More than 100 students dressed in bright red and teal marched through the CVHS campus in support of survivors of sexual assault on Oct. 21. The marchers hope to spark action on the issue by both students and school staff.
The Women of Color for Change Club organized the demonstration.
“We initially organized this protest after Trojan Time in the beginning of our school year,” said club member Bibiana Lazares. “Admin had said nothing about the actual rules of the dress code only, ‘Please do not intentionally dress to provoke others.’ From there we really opened a discussion on how that kind of language promotes victim blaming and how unsafe people really feel at school knowing their reports might be swept under the rug.”
The group posted these demands:
“1. We want CVHS Admin to prioritize our safety as students and take our reports seriously.
2. We want CVHS Admin to acknowledge the seriousness of sexual assault and take action when reports are received.
3. We want CVHS Admin to make better efforts at explaining and enforcing the ‘Zero-Tolerance Policy.’
4. We want CVHS students to completely understand the Zero-Tolerance Policy for Sexual Assault and understand how serious it is.”
CVHS Principal Blaine Torpey responded to the event with this statement: “We take sexual assaults very seriously. Our most important responsibility is to protect students and ensure that they are safe and feel safe. There are strict procedures and steps required under federal and state law that we must follow when it comes to any allegations of sexual misconduct.”
The CVHS student handbook prohibits sexual assault and notes a five-day suspension, police report and expulsion recommendation as consequences. There is not, however, any mention of a “Zero-Tolerance Policy.”
“It’s pretty well known amongst the student body that there have been some recent sexual assault instances and many people, including the victims, felt as though it was not being dealt with or did not feel supported by the administration as well as a good amount of their peers,” said the Women of Color for Change Club’s President Aiana Pillay.
Lazares agrees. “No one deserves to feel unsafe at school,” she said. “I know the sinking feeling in your stomach and the nauseating memories that you have to relive when you see your abuser.”
Demonstrators remember how spectators had acted at the protest.

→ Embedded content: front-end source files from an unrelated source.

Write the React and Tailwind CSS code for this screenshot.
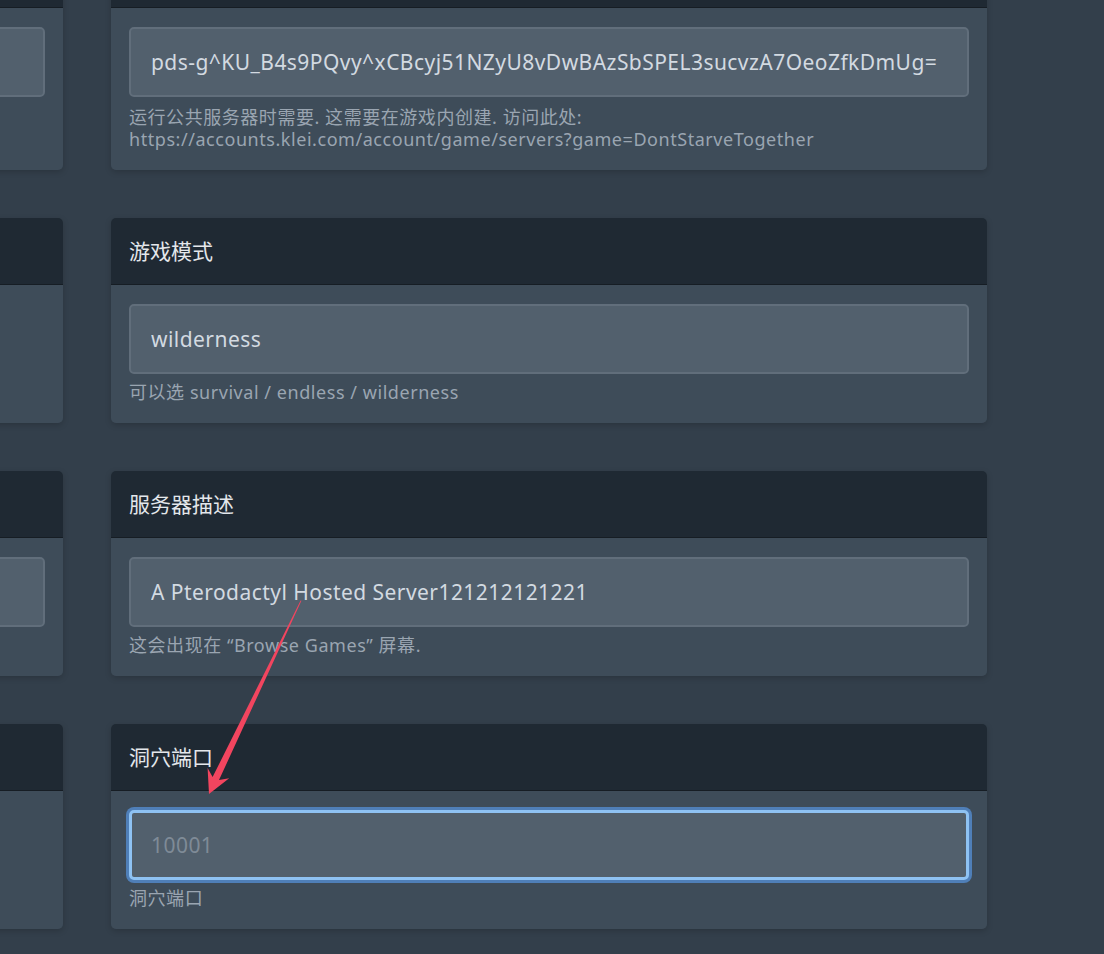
import { useState } from "react";

const font = "font-[family-name:'Noto_Sans','Noto_Sans_CJK_SC',sans-serif]";

function Arrow() {
    // arrow drawn over the page, from the description input down to the cave port input
    return (
        <svg
            className="absolute left-0 top-0 pointer-events-none"
            width="1104"
            height="954"
            viewBox="0 0 1104 954"
        >
            <polygon
                points="300.6,600.4 301.4,600.8 219,780.1 229.2,778.2 209,794 207.6,768 212.6,777.1"
                fill="#f2455f"
            />
        </svg>
    );
}

function Field({ title, value, placeholder, help, focused, empty, helpGap = "mt-[7px]", bodyPb = "pb-[20px]" }) {
    const [text, setText] = useState(value || "");

    return (
        <div className="rounded-[5px] shadow-[0_2px_6px_rgba(0,0,0,0.18)] overflow-hidden">
            <div className="h-[67px] bg-[#1f2933] border-b border-[#161d24] flex items-center px-[18px]">
                <h2 className="text-[21px] leading-[30px] text-[#e4e7eb]">{title}</h2>
            </div>
            <div className={`bg-[#3e4c59] px-[18px] pt-[19px] ${bodyPb}`}>
                {empty ? (
                    <div className="h-[70px]" />
                ) : (
                    <input
                        value={text}
                        onChange={(e) => setText(e.target.value)}
                        placeholder={placeholder}
                        className={`block w-full h-[70px] rounded-[5px] bg-[#52606d] text-[21px] tracking-[0.45px] text-[#d3dae1] placeholder:text-[#7f8b97] outline-none ${
                            focused
                                ? "border-[3px] border-[#8ec2f3] ring-[3px] ring-[#4f7fb8] pl-[19px]"
                                : "border-2 border-[#616e7b] px-5"
                        }`}
                    />
                )}
                <p className={`${helpGap} min-h-[22px] text-[18px] leading-[22px] tracking-[0.55px] text-[#9aa5b1] break-all`}>
                    {help}
                </p>
            </div>
        </div>
    );
}

const rightFields = [
    {
        title: "服务器令牌",
        value: "pds-g^KU_B4s9PQvy^xCBcyj51NZyU8vDwBAzSbSPEL3sucvzA7OeoZfkDmUg=",
        help: (
            <>
                运行公共服务器时需要. 这需要在游戏内创建. 访问此处:
                <br />
                https://accounts.klei.com/account/game/servers?game=DontStarveTogether
            </>
        ),
        helpGap: "mt-[9px]",
        bodyPb: "pb-[20px]",
    },
    { title: "游戏模式", value: "wilderness", help: "可以选 survival / endless / wilderness" },
    { title: "服务器描述", value: "A Pterodactyl Hosted Server121212121221", help: "这会出现在 “Browse Games” 屏幕." },
    { title: "洞穴端口", placeholder: "10001", help: "洞穴端口", focused: true },
];

const leftFields = [
    { title: "服务器名称", value: "", help: <>显示在服务器列表中.<br />&nbsp;</>, helpGap: "mt-[9px]", bodyPb: "pb-[20px]" },
    { title: "最大玩家数", empty: true, help: "\u00a0" },
    { title: "服务器密码", value: "", help: "\u00a0" },
    { title: "主世界端口", empty: true, help: "\u00a0" },
];

export default function App() {
    return (
        <div className={`relative w-[1104px] h-[954px] overflow-hidden bg-[#333f4b] ${font}`}>
            <div className="flex gap-12 ml-[-813px] mt-[-59px]">
                <div className="w-[876px] shrink-0 flex flex-col gap-[48px]">
                    {leftFields.map((f) => (
                        <Field key={f.title} {...f} />
                    ))}
                </div>
                <div className="w-[876px] shrink-0 flex flex-col gap-[48px]">
                    {rightFields.map((f) => (
                        <Field key={f.title} {...f} />
                    ))}
                </div>
            </div>
            <Arrow />
        </div>
    );
}
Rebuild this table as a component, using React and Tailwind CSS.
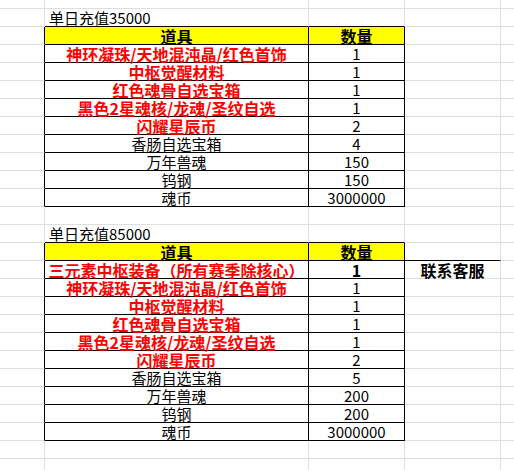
import React from 'react';

const GRAY = 'border-[#dedede]';

function Cell({ w, rb, bb, align = 'center', className = '', children }) {
  const r = rb ? 'border-r-black' : 'border-r-[#dedede]';
  const b = bb ? 'border-b-black' : 'border-b-[#dedede]';
  const j = align === 'left' ? 'justify-start pl-[4px]' : 'justify-center';
  return (
    <div className={`shrink-0 h-full flex items-center ${j} border-r border-b ${r} ${b} whitespace-nowrap overflow-visible ${w} ${className}`}>
      {children}
    </div>
  );
}

const t1 = [
  ['神环凝珠/天地混沌晶/红色首饰', '1', true],
  ['中枢觉醒材料', '1', true],
  ['红色魂骨自选宝箱', '1', true],
  ['黑色2星魂核/龙魂/圣纹自选', '1', true],
  ['闪耀星辰币', '2', true],
  ['香肠自选宝箱', '4', false],
  ['万年兽魂', '150', false],
  ['钨钢', '150', false],
  ['魂币', '3000000', false],
];

const t2 = [
  ['神环凝珠/天地混沌晶/红色首饰', '1', true],
  ['中枢觉醒材料', '1', true],
  ['红色魂骨自选宝箱', '1', true],
  ['黑色2星魂核/龙魂/圣纹自选', '1', true],
  ['闪耀星辰币', '2', true],
  ['香肠自选宝箱', '5', false],
  ['万年兽魂', '200', false],
  ['钨钢', '200', false],
  ['魂币', '3000000', false],
];

const redCls = "text-[#ff0000] font-bold text-[16px]";
const normCls = "text-black text-[15px]";

function Row({ h = 'h-[18px]', a = {}, b = {}, c = {}, d = {} }) {
  return (
    <div className={`flex shrink-0 ${h}`}>
      <Cell w="w-[45px]" rb={a.rb} bb={a.bb} />
      <Cell w="w-[264px]" rb={b.rb} bb={b.bb} align={b.align} className={b.cls}>{b.text}</Cell>
      <Cell w="w-[96px]" rb={c.rb} bb={c.bb} className={c.cls}>{c.text}</Cell>
      <Cell w="w-[96px]" rb={d.rb} bb={d.bb} className={d.cls}>{d.text}</Cell>
      <div className={`flex-1 h-full border-b ${GRAY}`} />
    </div>
  );
}

function Table({ title, items, extra }) {
  return (
    <>
      <Row
        b={{ bb: true, align: 'left', text: title, cls: 'text-[15px] text-black items-end pb-[1px]' }}
        c={{ bb: true }}
      />
      <Row
        a={{ rb: true }}
        b={{ rb: true, bb: true, text: '道具', cls: 'bg-[#ffff00] font-bold text-[16px] text-black' }}
        c={{ rb: true, bb: true, text: '数量', cls: 'bg-[#ffff00] font-bold text-[16px] text-black' }}
        d={{ bb: !!extra }}
      />
      {extra && (
        <Row
          a={{ rb: true }}
          b={{ rb: true, bb: true, text: '三元素中枢装备（所有赛季除核心）', cls: redCls }}
          c={{ rb: true, bb: true, text: '1', cls: 'font-bold text-[16px] text-black' }}
          d={{ text: '联系客服', cls: 'font-bold text-[16px] text-black' }}
        />
      )}
      {items.map(([name, qty, red], i) => (
        <Row
          key={i}
          a={{ rb: true }}
          b={{ rb: true, bb: true, text: name, cls: red ? redCls : normCls }}
          c={{ rb: true, bb: true, text: qty, cls: normCls }}
        />
      ))}
    </>
  );
}

export default function App() {
  return (
    <div
      className="w-[514px] h-[470px] overflow-hidden bg-white flex flex-col leading-none"
      style={{ fontFamily: '"Noto Sans CJK SC", "Noto Sans", sans-serif' }}
    >
      <Row h="h-[9px]" />
      <Table title="单日充值35000" items={t1} />
      <Row />
      <Table title="单日充值85000" items={t2} extra />
      <Row />
      <Row h="h-[20px]" />
    </div>
  );
}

“During the demonstration, I was surprised that some students were making fun of the ones that were protesting, and many people don’t take this issue as seriously as they should,” said participant Sofia Palau.
Lazares recalls a moment she circles back to: “I remember walking through the basketball courts and hearing someone say, ‘Why is it only women?’ I know they were clearly trying to make fun of us, but I think about that a lot. I feel like it says a lot about the conversation surrounding sexual assault and rape culture at CVHS. It is uncomfortable and hard to acknowledge that most victims of sexual assault are women, but I know there are more male victims than we think.”
Brady Hogan, one of the few boys participating, explained why he felt it was necessary to be part of this protest. “At the end of the day we’re all human,” Hogan said. “[Sexual assault] is a problem everyone should be concerned about, so everyone should fight against it, no matter their gender.”
Although the event criticized CVHS administration, Torpey expressed support for the protestors and their goals.
“The organizers and participants demonstrated the power of students setting the expectations for all of us. Students reinforced how important the topic of sexual assault is. It was moving and impactful. Students showed how to respectfully share their concerns about a very important issue,” Torpey said.
Lazares remembers a particular moment she had after the event: “After the protest, I was worried about what people would say. It’s hard being front and center, organizing, planning, and ultimately leading the crowd of people before us. I was worried, but someone stopped me on my way to math class. She told me she was a victim herself and how much it meant to her. In that moment, it all became real. I didn’t care after that, people could say what they wanted to. If we helped one person feel more safe and supported, then it all was worth it.”